## START Given material
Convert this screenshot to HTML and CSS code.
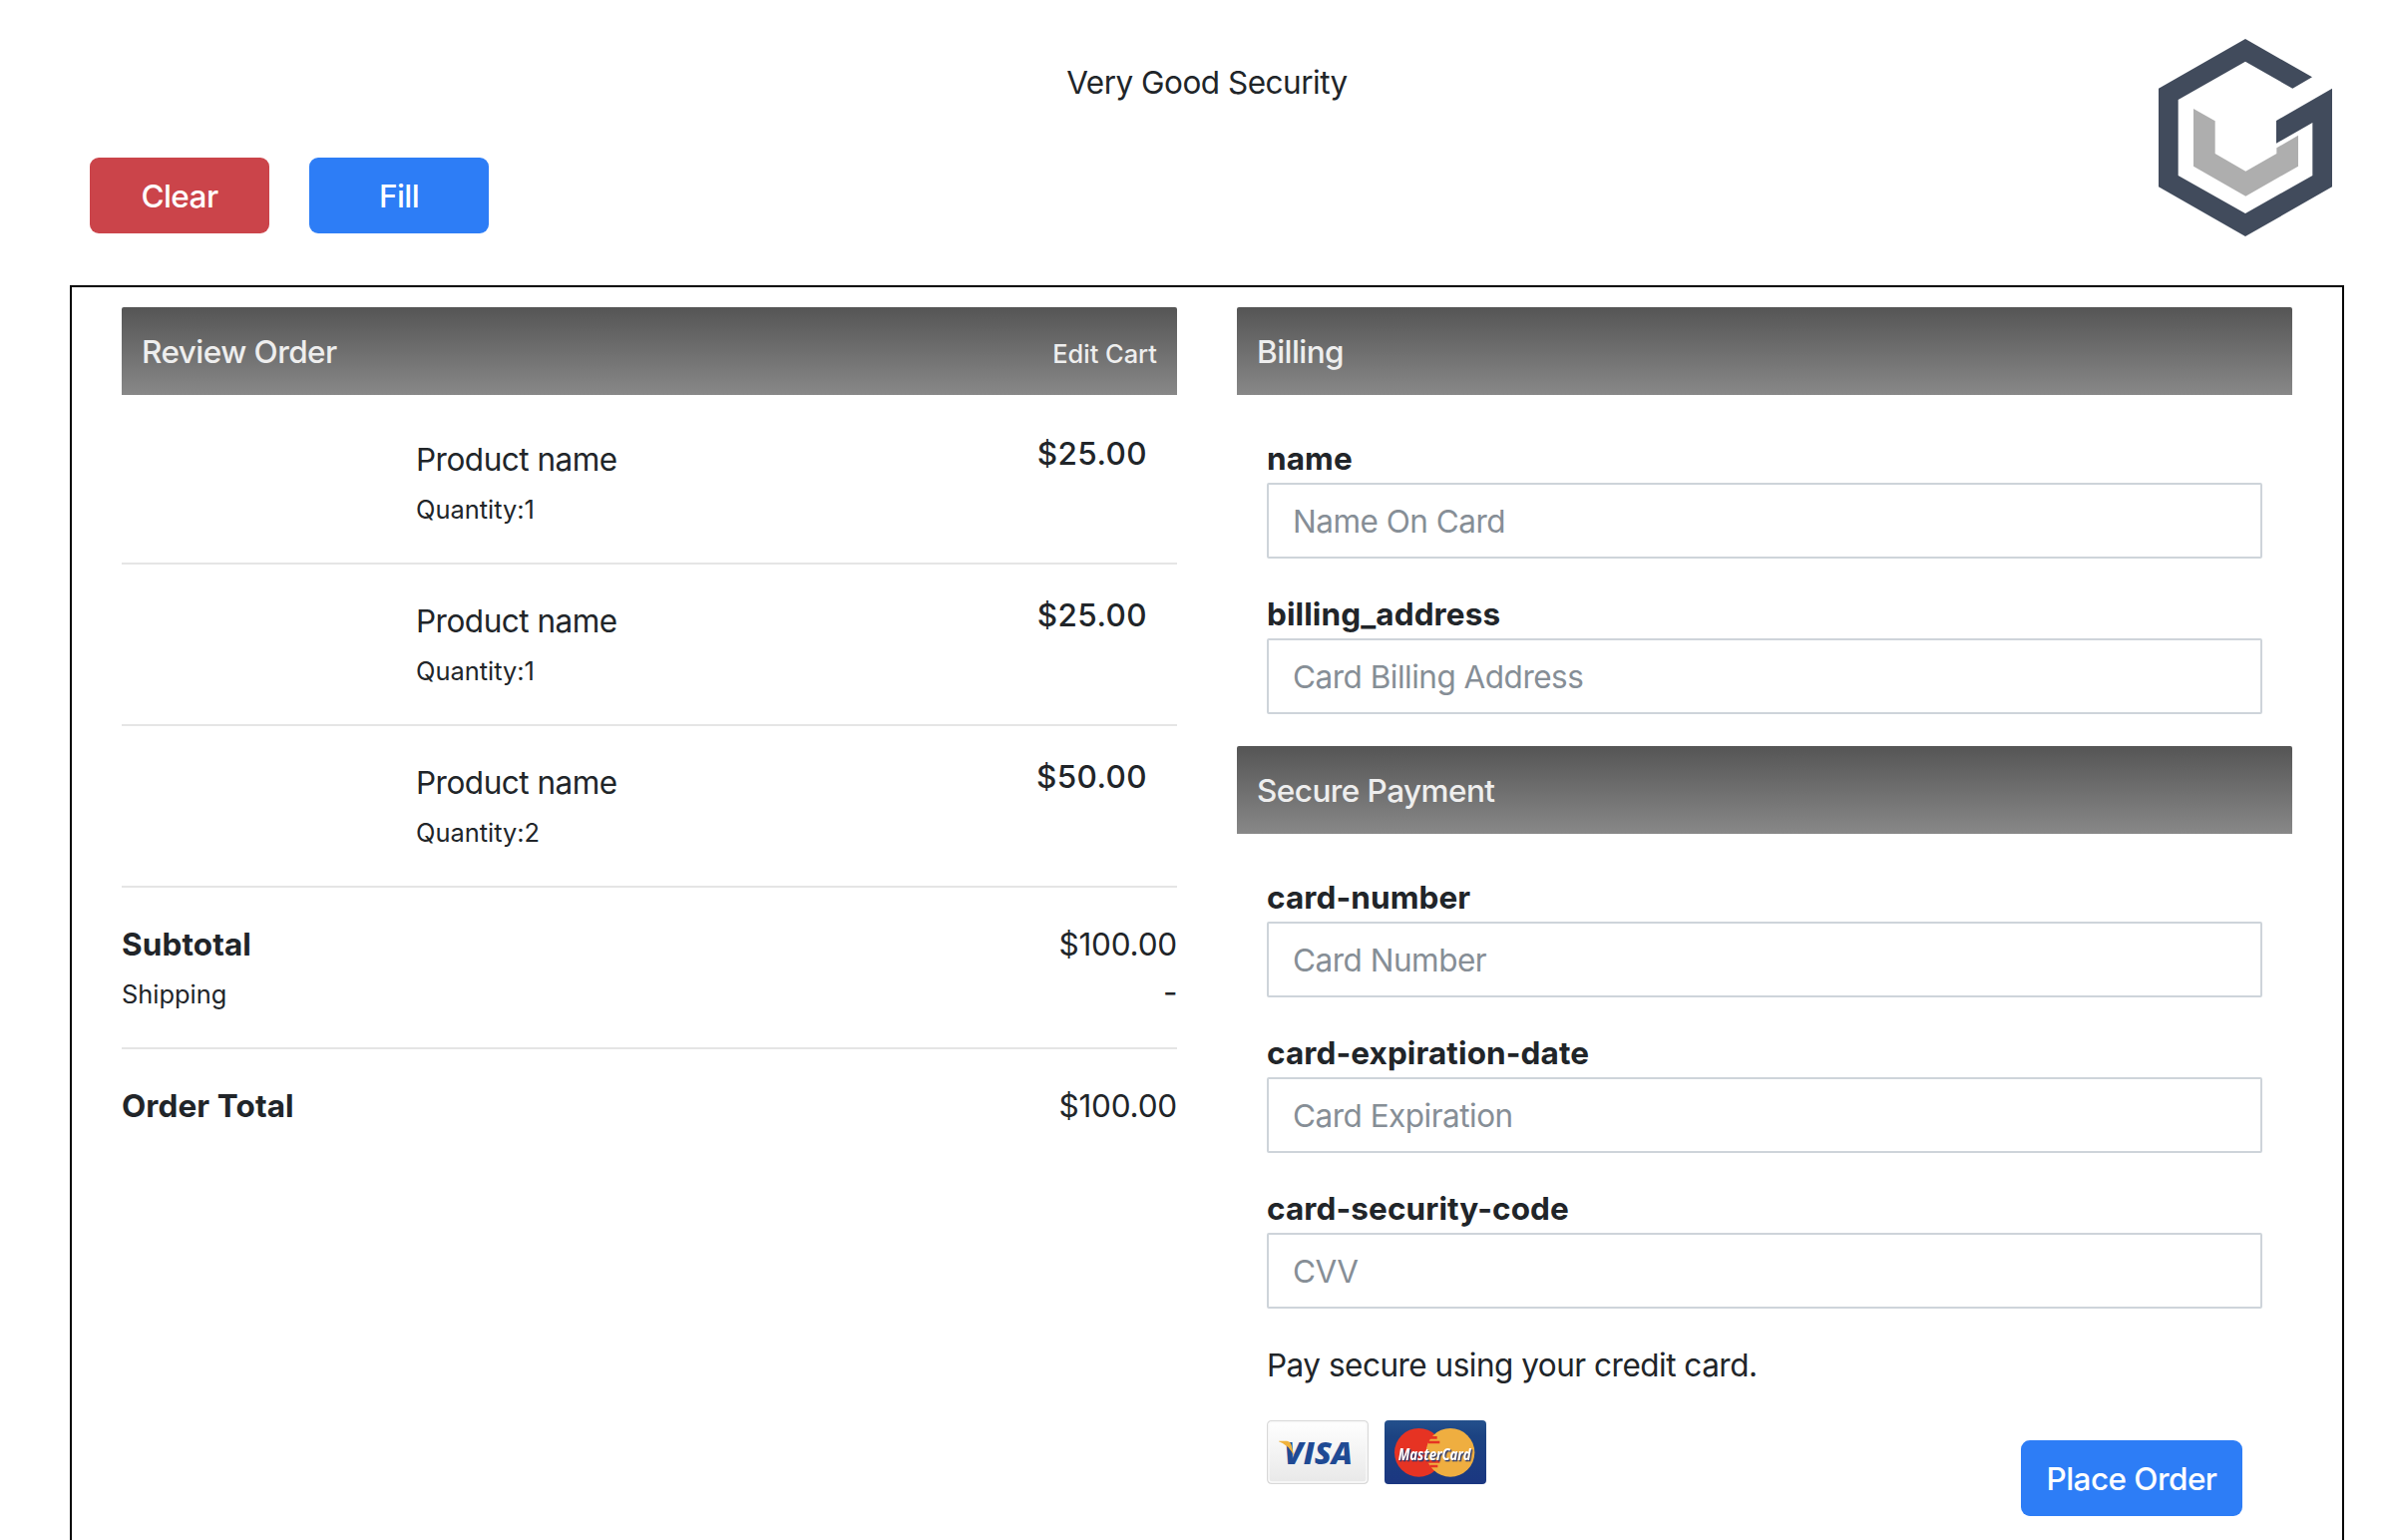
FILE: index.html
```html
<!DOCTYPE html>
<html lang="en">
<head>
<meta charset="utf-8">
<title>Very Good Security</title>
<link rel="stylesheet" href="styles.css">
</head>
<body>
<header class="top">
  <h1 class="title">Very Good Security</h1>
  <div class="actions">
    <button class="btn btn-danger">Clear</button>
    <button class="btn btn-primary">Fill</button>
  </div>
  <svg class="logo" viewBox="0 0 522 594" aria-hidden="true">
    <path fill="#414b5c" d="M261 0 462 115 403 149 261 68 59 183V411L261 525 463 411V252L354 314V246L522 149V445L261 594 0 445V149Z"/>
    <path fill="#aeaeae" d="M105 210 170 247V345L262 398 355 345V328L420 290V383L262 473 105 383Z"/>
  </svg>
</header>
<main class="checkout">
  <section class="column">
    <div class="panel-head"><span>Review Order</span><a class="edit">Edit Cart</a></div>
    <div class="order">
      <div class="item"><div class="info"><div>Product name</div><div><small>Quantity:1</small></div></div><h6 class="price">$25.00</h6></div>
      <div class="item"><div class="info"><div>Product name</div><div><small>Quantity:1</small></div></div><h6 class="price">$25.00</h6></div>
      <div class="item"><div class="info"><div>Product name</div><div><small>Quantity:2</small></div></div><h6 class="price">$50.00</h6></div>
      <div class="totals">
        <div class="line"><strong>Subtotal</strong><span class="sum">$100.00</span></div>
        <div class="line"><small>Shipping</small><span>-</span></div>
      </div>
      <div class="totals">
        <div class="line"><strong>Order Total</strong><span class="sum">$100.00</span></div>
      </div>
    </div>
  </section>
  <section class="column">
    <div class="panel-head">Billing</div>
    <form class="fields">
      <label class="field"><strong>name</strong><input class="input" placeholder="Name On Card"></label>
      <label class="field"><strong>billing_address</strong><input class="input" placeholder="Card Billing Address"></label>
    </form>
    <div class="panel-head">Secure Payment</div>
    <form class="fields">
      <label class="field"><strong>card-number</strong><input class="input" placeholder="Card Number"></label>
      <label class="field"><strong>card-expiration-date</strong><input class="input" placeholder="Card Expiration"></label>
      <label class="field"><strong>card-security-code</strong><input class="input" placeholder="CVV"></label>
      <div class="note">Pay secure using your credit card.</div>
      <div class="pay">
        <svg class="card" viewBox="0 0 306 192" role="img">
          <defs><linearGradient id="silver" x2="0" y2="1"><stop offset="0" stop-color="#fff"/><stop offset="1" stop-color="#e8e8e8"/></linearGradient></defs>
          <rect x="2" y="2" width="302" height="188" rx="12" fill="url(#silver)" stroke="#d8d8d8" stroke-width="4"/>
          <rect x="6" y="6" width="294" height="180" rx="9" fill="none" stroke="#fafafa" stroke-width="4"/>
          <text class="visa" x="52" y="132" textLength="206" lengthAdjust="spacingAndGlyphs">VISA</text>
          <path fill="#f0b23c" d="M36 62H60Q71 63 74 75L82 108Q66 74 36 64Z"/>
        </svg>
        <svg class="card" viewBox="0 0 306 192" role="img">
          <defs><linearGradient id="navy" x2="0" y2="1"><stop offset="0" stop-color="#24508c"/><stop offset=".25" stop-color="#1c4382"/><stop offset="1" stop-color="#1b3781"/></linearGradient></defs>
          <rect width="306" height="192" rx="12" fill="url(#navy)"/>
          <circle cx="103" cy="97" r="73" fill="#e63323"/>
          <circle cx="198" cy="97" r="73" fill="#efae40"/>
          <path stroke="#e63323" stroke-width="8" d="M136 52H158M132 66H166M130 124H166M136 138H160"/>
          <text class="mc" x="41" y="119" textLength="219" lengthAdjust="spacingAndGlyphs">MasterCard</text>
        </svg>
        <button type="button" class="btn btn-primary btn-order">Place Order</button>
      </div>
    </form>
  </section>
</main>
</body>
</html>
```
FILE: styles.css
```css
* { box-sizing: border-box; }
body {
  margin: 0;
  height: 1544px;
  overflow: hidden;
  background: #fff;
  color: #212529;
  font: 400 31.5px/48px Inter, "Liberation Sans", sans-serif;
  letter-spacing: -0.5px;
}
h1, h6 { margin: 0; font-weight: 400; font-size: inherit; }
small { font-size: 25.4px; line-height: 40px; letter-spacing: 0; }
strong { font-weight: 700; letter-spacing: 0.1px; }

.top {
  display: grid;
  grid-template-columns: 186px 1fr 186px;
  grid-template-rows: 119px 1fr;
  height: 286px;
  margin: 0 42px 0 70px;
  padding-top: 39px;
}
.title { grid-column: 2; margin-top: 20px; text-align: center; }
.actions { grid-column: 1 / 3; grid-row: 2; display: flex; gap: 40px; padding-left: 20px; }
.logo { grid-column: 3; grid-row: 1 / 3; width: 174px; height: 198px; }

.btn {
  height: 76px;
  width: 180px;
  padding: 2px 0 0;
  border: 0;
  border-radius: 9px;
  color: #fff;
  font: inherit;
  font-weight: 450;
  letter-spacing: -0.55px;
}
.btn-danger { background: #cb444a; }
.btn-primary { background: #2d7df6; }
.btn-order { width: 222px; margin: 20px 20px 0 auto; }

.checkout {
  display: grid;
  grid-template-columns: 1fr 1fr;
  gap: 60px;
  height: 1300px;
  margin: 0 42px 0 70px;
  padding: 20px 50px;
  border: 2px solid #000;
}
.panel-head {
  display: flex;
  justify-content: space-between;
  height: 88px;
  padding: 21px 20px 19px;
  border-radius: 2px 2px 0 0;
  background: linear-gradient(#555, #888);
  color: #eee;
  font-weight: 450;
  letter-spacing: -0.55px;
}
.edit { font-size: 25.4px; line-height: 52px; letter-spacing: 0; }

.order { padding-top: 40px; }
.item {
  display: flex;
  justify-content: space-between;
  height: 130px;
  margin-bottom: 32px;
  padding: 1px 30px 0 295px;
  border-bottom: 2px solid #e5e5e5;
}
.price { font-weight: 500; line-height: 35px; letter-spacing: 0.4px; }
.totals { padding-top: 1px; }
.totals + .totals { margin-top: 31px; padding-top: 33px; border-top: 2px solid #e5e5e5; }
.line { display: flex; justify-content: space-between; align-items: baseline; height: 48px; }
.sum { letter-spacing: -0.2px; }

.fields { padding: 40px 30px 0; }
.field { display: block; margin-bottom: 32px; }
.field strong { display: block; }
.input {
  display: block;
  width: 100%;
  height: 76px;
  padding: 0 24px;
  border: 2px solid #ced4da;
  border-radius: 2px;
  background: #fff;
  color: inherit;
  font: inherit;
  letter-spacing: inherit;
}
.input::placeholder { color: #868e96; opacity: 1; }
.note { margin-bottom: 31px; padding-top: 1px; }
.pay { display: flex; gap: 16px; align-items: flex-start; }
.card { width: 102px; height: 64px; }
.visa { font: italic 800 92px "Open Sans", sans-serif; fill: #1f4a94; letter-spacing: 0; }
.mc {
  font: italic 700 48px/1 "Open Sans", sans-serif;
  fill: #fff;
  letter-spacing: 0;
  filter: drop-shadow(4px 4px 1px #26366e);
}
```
## END Given material
*Set problem*
Every line above should be returned exactly; the pictures stay out.

*In response*
Convert this screenshot to HTML and CSS code.
FILE: index.html
```html
<!DOCTYPE html>
<html lang="en">
<head>
<meta charset="utf-8">
<title>Very Good Security</title>
<link rel="stylesheet" href="styles.css">
</head>
<body>
<header class="top">
  <h1 class="title">Very Good Security</h1>
  <div class="actions">
    <button class="btn btn-danger">Clear</button>
    <button class="btn btn-primary">Fill</button>
  </div>
  <svg class="logo" viewBox="0 0 522 594" aria-hidden="true">
    <path fill="#414b5c" d="M261 0 462 115 403 149 261 68 59 183V411L261 525 463 411V252L354 314V246L522 149V445L261 594 0 445V149Z"/>
    <path fill="#aeaeae" d="M105 210 170 247V345L262 398 355 345V328L420 290V383L262 473 105 383Z"/>
  </svg>
</header>
<main class="checkout">
  <section class="column">
    <div class="panel-head"><span>Review Order</span><a class="edit">Edit Cart</a></div>
    <div class="order">
      <div class="item"><div class="info"><div>Product name</div><div><small>Quantity:1</small></div></div><h6 class="price">$25.00</h6></div>
      <div class="item"><div class="info"><div>Product name</div><div><small>Quantity:1</small></div></div><h6 class="price">$25.00</h6></div>
      <div class="item"><div class="info"><div>Product name</div><div><small>Quantity:2</small></div></div><h6 class="price">$50.00</h6></div>
      <div class="totals">
        <div class="line"><strong>Subtotal</strong><span class="sum">$100.00</span></div>
        <div class="line"><small>Shipping</small><span>-</span></div>
      </div>
      <div class="totals">
        <div class="line"><strong>Order Total</strong><span class="sum">$100.00</span></div>
      </div>
    </div>
  </section>
  <section class="column">
    <div class="panel-head">Billing</div>
    <form class="fields">
      <label class="field"><strong>name</strong><input class="input" placeholder="Name On Card"></label>
      <label class="field"><strong>billing_address</strong><input class="input" placeholder="Card Billing Address"></label>
    </form>
    <div class="panel-head">Secure Payment</div>
    <form class="fields">
      <label class="field"><strong>card-number</strong><input class="input" placeholder="Card Number"></label>
      <label class="field"><strong>card-expiration-date</strong><input class="input" placeholder="Card Expiration"></label>
      <label class="field"><strong>card-security-code</strong><input class="input" placeholder="CVV"></label>
      <div class="note">Pay secure using your credit card.</div>
      <div class="pay">
        <svg class="card" viewBox="0 0 306 192" role="img">
          <defs><linearGradient id="silver" x2="0" y2="1"><stop offset="0" stop-color="#fff"/><stop offset="1" stop-color="#e8e8e8"/></linearGradient></defs>
          <rect x="2" y="2" width="302" height="188" rx="12" fill="url(#silver)" stroke="#d8d8d8" stroke-width="4"/>
          <rect x="6" y="6" width="294" height="180" rx="9" fill="none" stroke="#fafafa" stroke-width="4"/>
          <text class="visa" x="52" y="132" textLength="206" lengthAdjust="spacingAndGlyphs">VISA</text>
          <path fill="#f0b23c" d="M36 62H60Q71 63 74 75L82 108Q66 74 36 64Z"/>
        </svg>
        <svg class="card" viewBox="0 0 306 192" role="img">
          <defs><linearGradient id="navy" x2="0" y2="1"><stop offset="0" stop-color="#24508c"/><stop offset=".25" stop-color="#1c4382"/><stop offset="1" stop-color="#1b3781"/></linearGradient></defs>
          <rect width="306" height="192" rx="12" fill="url(#navy)"/>
          <circle cx="103" cy="97" r="73" fill="#e63323"/>
          <circle cx="198" cy="97" r="73" fill="#efae40"/>
          <path stroke="#e63323" stroke-width="8" d="M136 52H158M132 66H166M130 124H166M136 138H160"/>
          <text class="mc" x="41" y="119" textLength="219" lengthAdjust="spacingAndGlyphs">MasterCard</text>
        </svg>
        <button type="button" class="btn btn-primary btn-order">Place Order</button>
      </div>
    </form>
  </section>
</main>
</body>
</html>
```
FILE: styles.css
```css
* { box-sizing: border-box; }
body {
  margin: 0;
  height: 1544px;
  overflow: hidden;
  background: #fff;
  color: #212529;
  font: 400 31.5px/48px Inter, "Liberation Sans", sans-serif;
  letter-spacing: -0.5px;
}
h1, h6 { margin: 0; font-weight: 400; font-size: inherit; }
small { font-size: 25.4px; line-height: 40px; letter-spacing: 0; }
strong { font-weight: 700; letter-spacing: 0.1px; }

.top {
  display: grid;
  grid-template-columns: 186px 1fr 186px;
  grid-template-rows: 119px 1fr;
  height: 286px;
  margin: 0 42px 0 70px;
  padding-top: 39px;
}
.title { grid-column: 2; margin-top: 20px; text-align: center; }
.actions { grid-column: 1 / 3; grid-row: 2; display: flex; gap: 40px; padding-left: 20px; }
.logo { grid-column: 3; grid-row: 1 / 3; width: 174px; height: 198px; }

.btn {
  height: 76px;
  width: 180px;
  padding: 2px 0 0;
  border: 0;
  border-radius: 9px;
  color: #fff;
  font: inherit;
  font-weight: 450;
  letter-spacing: -0.55px;
}
.btn-danger { background: #cb444a; }
.btn-primary { background: #2d7df6; }
.btn-order { width: 222px; margin: 20px 20px 0 auto; }

.checkout {
  display: grid;
  grid-template-columns: 1fr 1fr;
  gap: 60px;
  height: 1300px;
  margin: 0 42px 0 70px;
  padding: 20px 50px;
  border: 2px solid #000;
}
.panel-head {
  display: flex;
  justify-content: space-between;
  height: 88px;
  padding: 21px 20px 19px;
  border-radius: 2px 2px 0 0;
  background: linear-gradient(#555, #888);
  color: #eee;
  font-weight: 450;
  letter-spacing: -0.55px;
}
.edit { font-size: 25.4px; line-height: 52px; letter-spacing: 0; }

.order { padding-top: 40px; }
.item {
  display: flex;
  justify-content: space-between;
  height: 130px;
  margin-bottom: 32px;
  padding: 1px 30px 0 295px;
  border-bottom: 2px solid #e5e5e5;
}
.price { font-weight: 500; line-height: 35px; letter-spacing: 0.4px; }
.totals { padding-top: 1px; }
.totals + .totals { margin-top: 31px; padding-top: 33px; border-top: 2px solid #e5e5e5; }
.line { display: flex; justify-content: space-between; align-items: baseline; height: 48px; }
.sum { letter-spacing: -0.2px; }

.fields { padding: 40px 30px 0; }
.field { display: block; margin-bottom: 32px; }
.field strong { display: block; }
.input {
  display: block;
  width: 100%;
  height: 76px;
  padding: 0 24px;
  border: 2px solid #ced4da;
  border-radius: 2px;
  background: #fff;
  color: inherit;
  font: inherit;
  letter-spacing: inherit;
}
.input::placeholder { color: #868e96; opacity: 1; }
.note { margin-bottom: 31px; padding-top: 1px; }
.pay { display: flex; gap: 16px; align-items: flex-start; }
.card { width: 102px; height: 64px; }
.visa { font: italic 800 92px "Open Sans", sans-serif; fill: #1f4a94; letter-spacing: 0; }
.mc {
  font: italic 700 48px/1 "Open Sans", sans-serif;
  fill: #fff;
  letter-spacing: 0;
  filter: drop-shadow(4px 4px 1px #26366e);
}
```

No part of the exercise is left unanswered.